A couple of weeks ago I attended such an event, just five minutes from my home. And there was an excellent presenter, and an interesting topic, and a remarkably comfy chair in a very pleasant ampitheater kind of place in a resort hotel. And I had the seat just by the back exit. All good. I remember much of what the presenter said, because it was interesting and educational, but I remember more vividly a moment that was not officially part of the "show."
About ten minutes into the presentation, the back door opened, and in walked a handsome young man with an open face and brown skin, in a waiter's uniform, carrying a large tray. He paused for a moment when he entered, taking in the room. He then proceeded to the front and presented the tray to our speaker. He appeared slightly flustered as he said something to her, quietly.
She then said to us, "They screwed up my breakfast this morning and I had to get started, so they're bringing it to me now, and I'll eat it at our first break."

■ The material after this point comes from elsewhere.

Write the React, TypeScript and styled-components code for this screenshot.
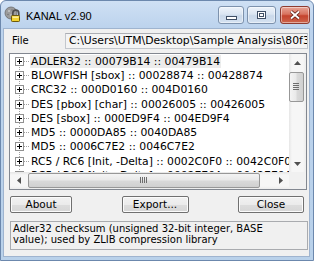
import React from "react";
import styled, { createGlobalStyle } from "styled-components";

const GlobalStyle = createGlobalStyle`
  html, body {
    margin: 0;
    padding: 0;
    background: #ffffff;
  }
  body {
    font-family: "DejaVu Sans", Verdana, sans-serif;
    color: #000;
  }
`;

const Window = styled.div`
  box-sizing: border-box;
  width: 314px;
  height: 261px;
  display: flex;
  flex-direction: column;
  border: 1px solid #6c88ad;
  border-radius: 6px 6px 0 0;
  padding: 0 3px 3px 2px;
  background: linear-gradient(to bottom, #cfe0f4 0px, #bcd3ed 27px, #b9d1ea 100%);
`;

const TitleBar = styled.div`
  height: 27px;
  flex-shrink: 0;
  display: flex;
  align-items: flex-start;
`;

const AppIcon = styled.svg`
  margin: 5px 0 0 1px;
  flex-shrink: 0;
`;

const Title = styled.div`
  margin: 7px 0 0 6px;
  font-family: "Liberation Sans", Arial, sans-serif;
  font-size: 11px;
  line-height: 16px;
  color: #000;
`;

const CaptionGroup = styled.div`
  margin-left: auto;
  margin-top: 5px;
  display: flex;
  gap: 3px;
`;

const CaptionButton = styled.div<{ $w: number; $close?: boolean }>`
  box-sizing: border-box;
  width: ${p => p.$w}px;
  height: 18px;
  border: 1px solid ${p => (p.$close ? "#8e3b30" : "#7d92ad")};
  border-radius: 3px;
  display: flex;
  align-items: center;
  justify-content: center;
  box-shadow: inset 0 0 0 1px rgba(255, 255, 255, 0.45);
  background: ${p =>
    p.$close
      ? "linear-gradient(to bottom, #e8a597 0%, #d8735f 45%, #c5432d 55%, #cd654c 100%)"
      : "linear-gradient(to bottom, #eef3fa 0%, #dae5f2 45%, #c9d8ea 55%, #d5e2f1 100%)"};
  ${p => (p.$close ? "margin-left: 1px;" : "")}
`;

const Client = styled.div`
  flex: 1;
  min-height: 0;
  display: flex;
  flex-direction: column;
  background: #f0f0f0;
  border: 1px solid #9fb4cf;
`;

const FileRow = styled.div`
  margin-top: 4px;
  height: 16px;
  display: flex;
  align-items: center;
  padding-left: 8px;
`;

const FieldLabel = styled.div`
  width: 53px;
  flex-shrink: 0;
  font-size: 10px;
  line-height: 14px;
`;

const PathBox = styled.div`
  box-sizing: border-box;
  flex: 1;
  min-width: 0;
  height: 16px;
  margin-right: 1px;
  padding-left: 3px;
  border: 1px solid #c3c7cd;
  border-top-color: #abadb3;
  background: #f4f4f4;
  overflow: hidden;
  white-space: nowrap;
  font-size: 10.8px;
  line-height: 14px;
`;

const TreeBox = styled.div`
  box-sizing: border-box;
  height: 137px;
  margin: 4px 2px 0 5px;
  border: 1px solid #828790;
  background: #ffffff;
  display: grid;
  grid-template-columns: 1fr 17px;
  grid-template-rows: 1fr 17px;
`;

const RowList = styled.div`
  overflow: hidden;
  display: flex;
  flex-direction: column;
`;

const Row = styled.div`
  height: 14.3px;
  flex-shrink: 0;
  display: flex;
  align-items: center;
  white-space: nowrap;
`;

const Gutter = styled.div<{ $first?: boolean }>`
  width: 20px;
  height: 100%;
  flex-shrink: 0;
  display: flex;
  align-items: center;
  background-image: repeating-linear-gradient(to bottom, #a0a0a0 0 1px, transparent 1px 2px),
    repeating-linear-gradient(to right, #a0a0a0 0 1px, transparent 1px 2px);
  background-repeat: no-repeat;
  background-size: 1px ${p => (p.$first ? "50%" : "100%")}, 6px 1px;
  background-position: 9px 100%, 14px 50%;
`;

const Expander = styled.svg`
  margin-left: 5px;
  display: block;
`;

const ItemText = styled.span<{ $selected?: boolean }>`
  padding: 0 1px;
  font-size: 10.8px;
  line-height: 13px;
  background: ${p => (p.$selected ? "#ececec" : "transparent")};
`;

const VScroll = styled.div`
  display: flex;
  flex-direction: column;
  background: linear-gradient(to right, #e6e6e6 0, #f6f6f6 3px, #f6f6f6 14px, #ececec 17px);
`;

const HScroll = styled.div`
  display: flex;
  align-items: stretch;
  background: linear-gradient(to bottom, #e6e6e6 0, #f6f6f6 3px, #f6f6f6 14px, #ececec 17px);
`;

const ArrowButton = styled.div`
  width: 17px;
  height: 17px;
  flex-shrink: 0;
  display: flex;
  align-items: center;
  justify-content: center;
`;

const Thumb = styled.div<{ $vertical?: boolean }>`
  box-sizing: border-box;
  flex-shrink: 0;
  display: flex;
  align-items: center;
  justify-content: center;
  border: 1px solid #979797;
  border-radius: 2px;
  ${p =>
    p.$vertical
      ? `width: 15px; height: 30px; margin: 1px 0 0 0;
         background: linear-gradient(to right, #f4f4f4 0%, #e9e9e9 45%, #d9d9d9 55%, #d0d0d0 100%);`
      : `height: 15px; width: 232px; margin: 1px 0 0 1px;
         background: linear-gradient(to bottom, #f4f4f4 0%, #e9e9e9 45%, #d9d9d9 55%, #d0d0d0 100%);`}
`;

const Track = styled.div`
  flex: 1;
`;

const Corner = styled.div`
  background: #f0f0f0;
`;

const ButtonRow = styled.div`
  margin-top: 6px;
  height: 17px;
  padding: 0 5px 0 6px;
  display: flex;
  justify-content: space-between;
`;

const PushButton = styled.button<{ $w: number }>`
  box-sizing: border-box;
  width: ${p => p.$w}px;
  height: 17px;
  padding: 0;
  border: 1px solid #707070;
  border-radius: 2px;
  box-shadow: inset 0 0 0 1px #fbfbfb;
  background: linear-gradient(to bottom, #f2f2f2 0%, #ebebeb 50%, #dddddd 51%, #d6d6d6 100%);
  font-family: "DejaVu Sans", Verdana, sans-serif;
  font-size: 10.5px;
  line-height: 13px;
  color: #000;
`;

const DescBox = styled.div`
  box-sizing: border-box;
  height: 29px;
  margin: 8px 1px 0 6px;
  padding: 1px 2px 0 2px;
  border: 1px solid #a9abaf;
  background: #f0f0f0;
  font-size: 10px;
  line-height: 11px;
  overflow: hidden;
`;

const items = [
  "ADLER32 :: 00079B14 :: 00479B14",
  "BLOWFISH [sbox] :: 00028874 :: 00428874",
  "CRC32 :: 000D0160 :: 004D0160",
  "DES [pbox] [char] :: 00026005 :: 00426005",
  "DES [sbox] :: 000ED9F4 :: 004ED9F4",
  "MD5 :: 0000DA85 :: 0040DA85",
  "MD5 :: 0006C7E2 :: 0046C7E2",
  "RC5 / RC6 [Init, -Delta] :: 0002C0F0 :: 0042C0F0",
  "RC5 / RC6 [Init, -Delta] :: 0002EE0A :: 0042EE0A"
];

const LockIcon = () => (
  <AppIcon width="16" height="16" viewBox="0 0 16 16">
    <circle cx="7" cy="7" r="6" fill="#9c9c9c" stroke="#6b6b6b" strokeWidth="0.8" />
    <circle cx="5" cy="5" r="1" fill="#c8c8c8" />
    <circle cx="8" cy="4" r="0.8" fill="#777" />
    <circle cx="4" cy="8.5" r="0.8" fill="#777" />
    <circle cx="7" cy="9" r="1" fill="#bdbdbd" />
    <path d="M8.8 10 V7.2 a3 3 0 0 1 6 0 V10" fill="none" stroke="#4e4e4e" strokeWidth="1.7" />
    <rect x="7.5" y="9.5" width="8" height="6" rx="0.8" fill="#f2d332" stroke="#6d5a0c" />
    <rect x="8.5" y="10.5" width="6" height="1.5" fill="#fbee9a" />
  </AppIcon>
);

const PlusBox = () => (
  <Expander width="9" height="9" viewBox="0 0 9 9">
    <rect x="0.5" y="0.5" width="8" height="8" fill="#fff" stroke="#919191" />
    <path d="M2 4.5 H7 M4.5 2 V7" stroke="#000" strokeWidth="1" />
  </Expander>
);

const Arrow = ({ dir }: { dir: "up" | "down" | "left" | "right" }) => {
  const d = {
    up: "M0 4 L3.5 0 L7 4 Z",
    down: "M0 0 L7 0 L3.5 4 Z",
    left: "M4 0 L4 7 L0 3.5 Z",
    right: "M0 0 L4 3.5 L0 7 Z"
  }[dir];
  const vertical = dir === "up" || dir === "down";
  return (
    <svg width={vertical ? 7 : 4} height={vertical ? 4 : 7}>
      <path d={d} fill="#505050" />
    </svg>
  );
};

const Grip = ({ vertical }: { vertical?: boolean }) =>
  vertical ? (
    <svg width="7" height="8">
      {[0, 2, 4, 6].map(y => (
        <rect key={y} x="0" y={y} width="6" height="1" fill="#6d6d6d" />
      ))}
    </svg>
  ) : (
    <svg width="8" height="7">
      {[0, 2, 4, 6].map(x => (
        <rect key={x} x={x} y="0" width="1" height="6" fill="#6d6d6d" />
      ))}
    </svg>
  );

export default function App() {
  return (
    <>
      <GlobalStyle />
      <Window>
        <TitleBar>
          <LockIcon />
          <Title>KANAL v2.90</Title>
          <CaptionGroup>
            <CaptionButton $w={26}>
              <svg width="11" height="4" style={{ marginTop: 5 }}>
                <rect x="0.5" y="0.5" width="10" height="3" fill="#fff" stroke="#3f4f66" />
              </svg>
            </CaptionButton>
            <CaptionButton $w={29}>
              <svg width="9" height="8">
                <rect x="0.5" y="0.5" width="8" height="7" fill="#fff" stroke="#3f4f66" />
                <rect x="2.5" y="2.5" width="4" height="3" fill="none" stroke="#3f4f66" />
              </svg>
            </CaptionButton>
            <CaptionButton $w={30} $close>
              <svg width="12" height="10">
                <path d="M2 1.5 L10 8.5 M10 1.5 L2 8.5" stroke="#5b1c14" strokeWidth="3.4" />
                <path d="M2 1.5 L10 8.5 M10 1.5 L2 8.5" stroke="#fff" strokeWidth="1.8" />
              </svg>
            </CaptionButton>
          </CaptionGroup>
        </TitleBar>
        <Client>
          <FileRow>
            <FieldLabel>File</FieldLabel>
            <PathBox>C:\Users\UTM\Desktop\Sample Analysis\80f3</PathBox>
          </FileRow>
          <TreeBox>
            <RowList>
              {items.map((text, i) => (
                <Row key={i}>
                  <Gutter $first={i === 0}>
                    <PlusBox />
                  </Gutter>
                  <ItemText $selected={i === 0}>{text}</ItemText>
                </Row>
              ))}
            </RowList>
            <VScroll>
              <ArrowButton>
                <Arrow dir="up" />
              </ArrowButton>
              <Thumb $vertical>
                <Grip vertical />
              </Thumb>
              <Track />
              <ArrowButton>
                <Arrow dir="down" />
              </ArrowButton>
            </VScroll>
            <HScroll>
              <ArrowButton>
                <Arrow dir="left" />
              </ArrowButton>
              <Thumb>
                <Grip />
              </Thumb>
              <Track />
              <ArrowButton>
                <Arrow dir="right" />
              </ArrowButton>
            </HScroll>
            <Corner />
          </TreeBox>
          <ButtonRow>
            <PushButton $w={62}>About</PushButton>
            <PushButton $w={67}>Export...</PushButton>
            <PushButton $w={66}>Close</PushButton>
          </ButtonRow>
          <DescBox>
            Adler32 checksum (unsigned 32-bit integer, BASE
            <br />
            value); used by ZLIB compression library
          </DescBox>
        </Client>
      </Window>
    </>
  );
}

The gentleman then stepped to the microphone and addressed us, in a thoroughly charming Caribbean accent, "I am sorry I do not have enough for all of you. If I were Jesus, I would bless this breakfast and make it enough to share with you all, and we would have baskets of food left over."
We all laughed and applauded, as he smiled warmly, and the woman next to me called out to him, "If you were Jesus, we wouldn't need to bother getting our continuing ed. hours." Amen, sister. And thank You, Lord, for the unexpected delightful people that happen across our paths from time to time.